President Ian Khama has infuriated some members of Botswana Democratic Party (BDP) who supported candidates who lost Bulela-Ditswe in January this year when he endorsed others.
Khama endorsed candidates who won primaries in opposition-held constituencies last week Friday during the party’s National Council held in Gaborone. The president paraded the candidates as he called out their names during his official speech.
This was despite that some of the candidates who lost the primaries have launched protests on the outcome of the primaries. Botswana Guardian understands that at the time when Khama made the statement the complainants had not received communication regarding their appeal. The BDP had established a three-man Appeals Board to handle the appeals.
Khama told the Council that “let me introduce to you winners of our Bulela-Ditswe candidates who will represent the party in the next general elections.” The president called on fellow democrats to give them support labelling the candidates ‘incoming Members of Parliament’.
“We have to support them. One for all, all for one,” he said. Khama urged those who lost the primaries to follow proper party procedures when lodging their complaints. He urged them to support those who won to ensure that the BDP wins the 18 opposition held constituencies.
According to insiders this could mean at that time the president was pre-empting the outcome of the appeals or his statement could influence the decision of the appeals board.
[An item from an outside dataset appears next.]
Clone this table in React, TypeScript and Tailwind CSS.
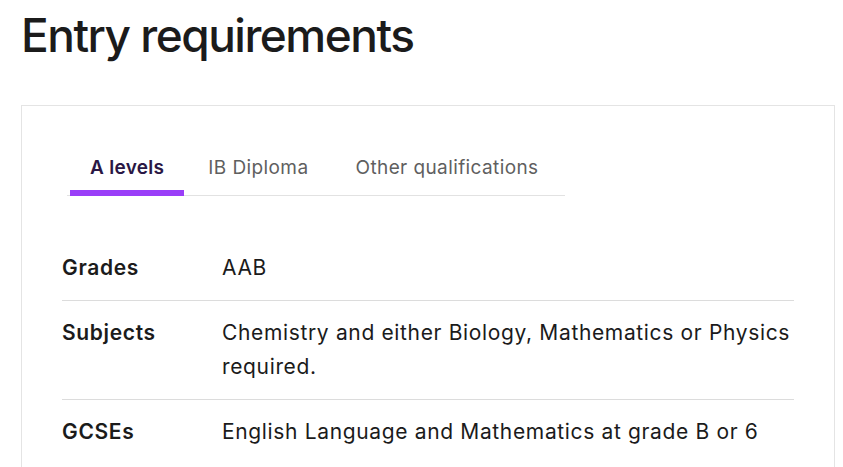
const rows = [
  { label: "Grades", value: "AAB" },
  { label: "Subjects", value: "Chemistry and either Biology, Mathematics or Physics required." },
  { label: "GCSEs", value: "English Language and Mathematics at grade B or 6" },
];

const tabs = [
  { name: "A levels", gap: "ml-[3px]" },
  { name: "IB Diploma", gap: "ml-[4px]" },
  { name: "Other qualifications", gap: "ml-[7px]" },
];

export default function App() {
  return (
    <div className="min-h-screen bg-white pl-[21px] pr-[8px] pt-[8px] font-['Inter',sans-serif] text-[#1b1b1b]">
      <h1 className="text-[46px] leading-[55px] font-medium tracking-[-1.5px]">Entry requirements</h1>

      <div className="mt-[42px] border border-[#e4e4e4] px-10 pt-[50px] pb-10">
        {/* Tabs */}
        <div className="ml-[5px] flex w-[498px] border-b border-[#e2e2e2]">
          {tabs.map((t, i) => (
            <button
              key={t.name}
              className={
                i === 0
                  ? `${t.gap} -mb-px border-b-[6px] border-[#9a3ef8] px-5 pb-[10px] text-[19px] leading-6 font-semibold tracking-[0.3px] text-[#2a1745]`
                  : `${t.gap} -mb-px border-b-[6px] border-transparent px-5 pb-[10px] text-[19px] leading-6 tracking-[0.4px] text-[#5f5f5f]`
              }
            >
              {t.name}
            </button>
          ))}
        </div>

        {/* Table */}
        <div className="mt-[40px]">
          {rows.map((r) => (
            <div
              key={r.label}
              className="flex border-b border-[#dcdcdc] py-[15px] text-[21px] leading-[34px] tracking-[0.65px] last:border-b-0"
            >
              <div className="w-[160px] shrink-0 font-semibold">{r.label}</div>
              <div className="flex-1">{r.value}</div>
            </div>
          ))}
        </div>
      </div>
    </div>
  );
}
This publication learns that a preliminary report by the appeals board has been forwarded to the Central Committee.
It is alleged that all the complaints have been dismissed except one for council ward in Goodhope-Mabule Constituency. At press time BDP Head of Communications, Lesedi Dintwe had not responded to a questionnaire sent to him.
A fortnight ago party Secretary General Mpho Balopi told a press conference that the appeals committee was busy at work and would announce its findings the following week. He said the party was not deliberately delaying the process to frustrate the complainants.
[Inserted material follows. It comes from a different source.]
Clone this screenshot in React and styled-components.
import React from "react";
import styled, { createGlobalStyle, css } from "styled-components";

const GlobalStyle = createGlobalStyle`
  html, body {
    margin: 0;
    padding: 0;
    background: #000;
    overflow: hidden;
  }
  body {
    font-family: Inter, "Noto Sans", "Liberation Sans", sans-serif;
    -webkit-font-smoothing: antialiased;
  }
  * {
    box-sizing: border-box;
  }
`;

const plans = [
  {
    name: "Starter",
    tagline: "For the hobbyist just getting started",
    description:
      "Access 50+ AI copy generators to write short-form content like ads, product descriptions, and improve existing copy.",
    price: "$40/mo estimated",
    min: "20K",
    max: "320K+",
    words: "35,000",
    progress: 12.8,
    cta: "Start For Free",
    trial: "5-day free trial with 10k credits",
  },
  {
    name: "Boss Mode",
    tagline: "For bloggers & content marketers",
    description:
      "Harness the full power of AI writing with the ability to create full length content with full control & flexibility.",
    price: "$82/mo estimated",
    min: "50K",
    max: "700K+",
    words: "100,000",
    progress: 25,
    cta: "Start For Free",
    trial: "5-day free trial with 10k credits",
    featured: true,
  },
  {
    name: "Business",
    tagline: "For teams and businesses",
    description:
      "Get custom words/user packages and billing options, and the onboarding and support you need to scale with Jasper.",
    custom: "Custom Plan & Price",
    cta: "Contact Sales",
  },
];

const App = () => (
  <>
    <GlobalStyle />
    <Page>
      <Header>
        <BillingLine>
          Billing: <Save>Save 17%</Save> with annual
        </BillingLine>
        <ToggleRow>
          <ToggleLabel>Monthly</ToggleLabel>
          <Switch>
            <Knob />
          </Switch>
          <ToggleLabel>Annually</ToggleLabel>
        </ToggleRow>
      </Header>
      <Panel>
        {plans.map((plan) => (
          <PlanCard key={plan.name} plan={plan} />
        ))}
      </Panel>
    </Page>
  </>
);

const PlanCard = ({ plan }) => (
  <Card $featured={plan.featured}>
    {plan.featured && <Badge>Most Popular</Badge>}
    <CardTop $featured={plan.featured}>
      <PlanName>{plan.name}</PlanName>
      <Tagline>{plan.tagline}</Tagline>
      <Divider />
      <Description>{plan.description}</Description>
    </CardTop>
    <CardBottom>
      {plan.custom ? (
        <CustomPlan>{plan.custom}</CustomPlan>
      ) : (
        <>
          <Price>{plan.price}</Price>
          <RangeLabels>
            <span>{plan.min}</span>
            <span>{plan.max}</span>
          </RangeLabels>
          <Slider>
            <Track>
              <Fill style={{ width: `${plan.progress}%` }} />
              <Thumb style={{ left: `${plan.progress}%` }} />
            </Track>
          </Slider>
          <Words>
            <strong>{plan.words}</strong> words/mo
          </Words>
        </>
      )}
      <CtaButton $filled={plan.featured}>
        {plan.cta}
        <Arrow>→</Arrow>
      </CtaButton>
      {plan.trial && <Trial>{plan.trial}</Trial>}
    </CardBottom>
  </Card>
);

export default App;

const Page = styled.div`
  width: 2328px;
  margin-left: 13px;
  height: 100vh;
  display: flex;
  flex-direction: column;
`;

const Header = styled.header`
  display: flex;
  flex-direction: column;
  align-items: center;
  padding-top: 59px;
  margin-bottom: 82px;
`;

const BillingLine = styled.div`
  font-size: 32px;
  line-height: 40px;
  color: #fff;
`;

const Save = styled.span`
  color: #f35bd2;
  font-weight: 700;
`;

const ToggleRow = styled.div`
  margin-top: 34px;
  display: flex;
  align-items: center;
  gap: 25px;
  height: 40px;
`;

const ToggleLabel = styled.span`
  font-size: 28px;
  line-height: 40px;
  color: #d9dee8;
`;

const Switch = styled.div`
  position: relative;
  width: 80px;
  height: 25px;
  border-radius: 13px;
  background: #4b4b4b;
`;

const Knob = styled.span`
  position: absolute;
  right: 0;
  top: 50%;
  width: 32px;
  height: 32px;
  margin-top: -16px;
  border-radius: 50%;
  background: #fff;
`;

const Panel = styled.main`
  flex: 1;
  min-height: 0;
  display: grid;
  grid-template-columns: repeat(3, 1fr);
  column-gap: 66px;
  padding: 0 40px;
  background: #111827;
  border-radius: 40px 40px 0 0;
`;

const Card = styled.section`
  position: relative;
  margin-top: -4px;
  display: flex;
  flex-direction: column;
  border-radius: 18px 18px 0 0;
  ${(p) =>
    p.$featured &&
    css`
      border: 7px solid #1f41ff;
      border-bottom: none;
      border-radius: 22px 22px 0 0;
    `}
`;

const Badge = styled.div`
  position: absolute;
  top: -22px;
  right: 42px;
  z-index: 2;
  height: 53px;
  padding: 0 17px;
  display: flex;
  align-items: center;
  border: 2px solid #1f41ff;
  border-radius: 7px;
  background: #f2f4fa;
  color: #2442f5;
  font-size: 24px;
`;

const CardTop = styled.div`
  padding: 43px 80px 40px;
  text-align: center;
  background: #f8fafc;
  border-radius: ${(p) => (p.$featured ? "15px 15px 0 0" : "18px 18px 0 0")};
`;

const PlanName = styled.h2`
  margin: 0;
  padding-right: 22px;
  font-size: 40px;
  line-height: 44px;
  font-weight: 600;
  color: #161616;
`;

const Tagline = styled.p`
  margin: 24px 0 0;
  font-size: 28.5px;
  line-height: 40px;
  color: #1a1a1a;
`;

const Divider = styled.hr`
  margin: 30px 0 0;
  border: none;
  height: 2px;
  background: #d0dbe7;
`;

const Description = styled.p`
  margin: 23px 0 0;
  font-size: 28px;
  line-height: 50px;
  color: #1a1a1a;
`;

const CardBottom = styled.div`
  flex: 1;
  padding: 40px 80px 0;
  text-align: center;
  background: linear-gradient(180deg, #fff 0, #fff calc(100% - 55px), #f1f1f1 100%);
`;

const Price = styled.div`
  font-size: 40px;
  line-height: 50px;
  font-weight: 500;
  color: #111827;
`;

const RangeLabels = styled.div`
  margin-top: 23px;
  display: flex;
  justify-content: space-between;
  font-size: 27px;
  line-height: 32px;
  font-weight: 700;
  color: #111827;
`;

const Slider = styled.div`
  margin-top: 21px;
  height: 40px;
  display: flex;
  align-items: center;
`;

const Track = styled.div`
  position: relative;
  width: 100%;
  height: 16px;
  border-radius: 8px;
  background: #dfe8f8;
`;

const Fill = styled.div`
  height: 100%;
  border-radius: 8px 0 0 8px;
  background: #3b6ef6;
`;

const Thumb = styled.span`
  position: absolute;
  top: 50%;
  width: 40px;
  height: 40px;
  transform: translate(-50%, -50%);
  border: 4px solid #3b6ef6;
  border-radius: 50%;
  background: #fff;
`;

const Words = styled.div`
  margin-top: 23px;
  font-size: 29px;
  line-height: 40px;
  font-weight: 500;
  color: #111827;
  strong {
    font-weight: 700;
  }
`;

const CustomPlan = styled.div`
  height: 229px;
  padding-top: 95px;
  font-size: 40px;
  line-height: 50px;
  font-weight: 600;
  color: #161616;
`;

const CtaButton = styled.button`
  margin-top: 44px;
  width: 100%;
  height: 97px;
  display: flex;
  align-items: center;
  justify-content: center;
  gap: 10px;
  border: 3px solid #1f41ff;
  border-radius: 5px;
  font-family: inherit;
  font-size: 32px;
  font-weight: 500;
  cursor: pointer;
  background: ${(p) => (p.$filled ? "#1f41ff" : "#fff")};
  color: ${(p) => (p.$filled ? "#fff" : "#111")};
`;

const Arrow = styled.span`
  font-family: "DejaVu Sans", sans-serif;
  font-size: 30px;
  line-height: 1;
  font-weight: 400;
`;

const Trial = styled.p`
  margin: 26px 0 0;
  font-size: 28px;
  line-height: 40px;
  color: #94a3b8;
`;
This incident, democrats say, should not be looked in isolation with what transpired when six members of BDP National Youth Executive Committee were suspended for two years. Following their suspension new members were co-opted into NYEC and endorsed by party leadership within the period of an appeal process.
The suspended were given 14 days to appeal but their replacements were announced in less than week of their suspension. This resulted in some of them resigning from the party arguing that processes are being flouted by the leadership and dismissing the possibility of having a fair appeal.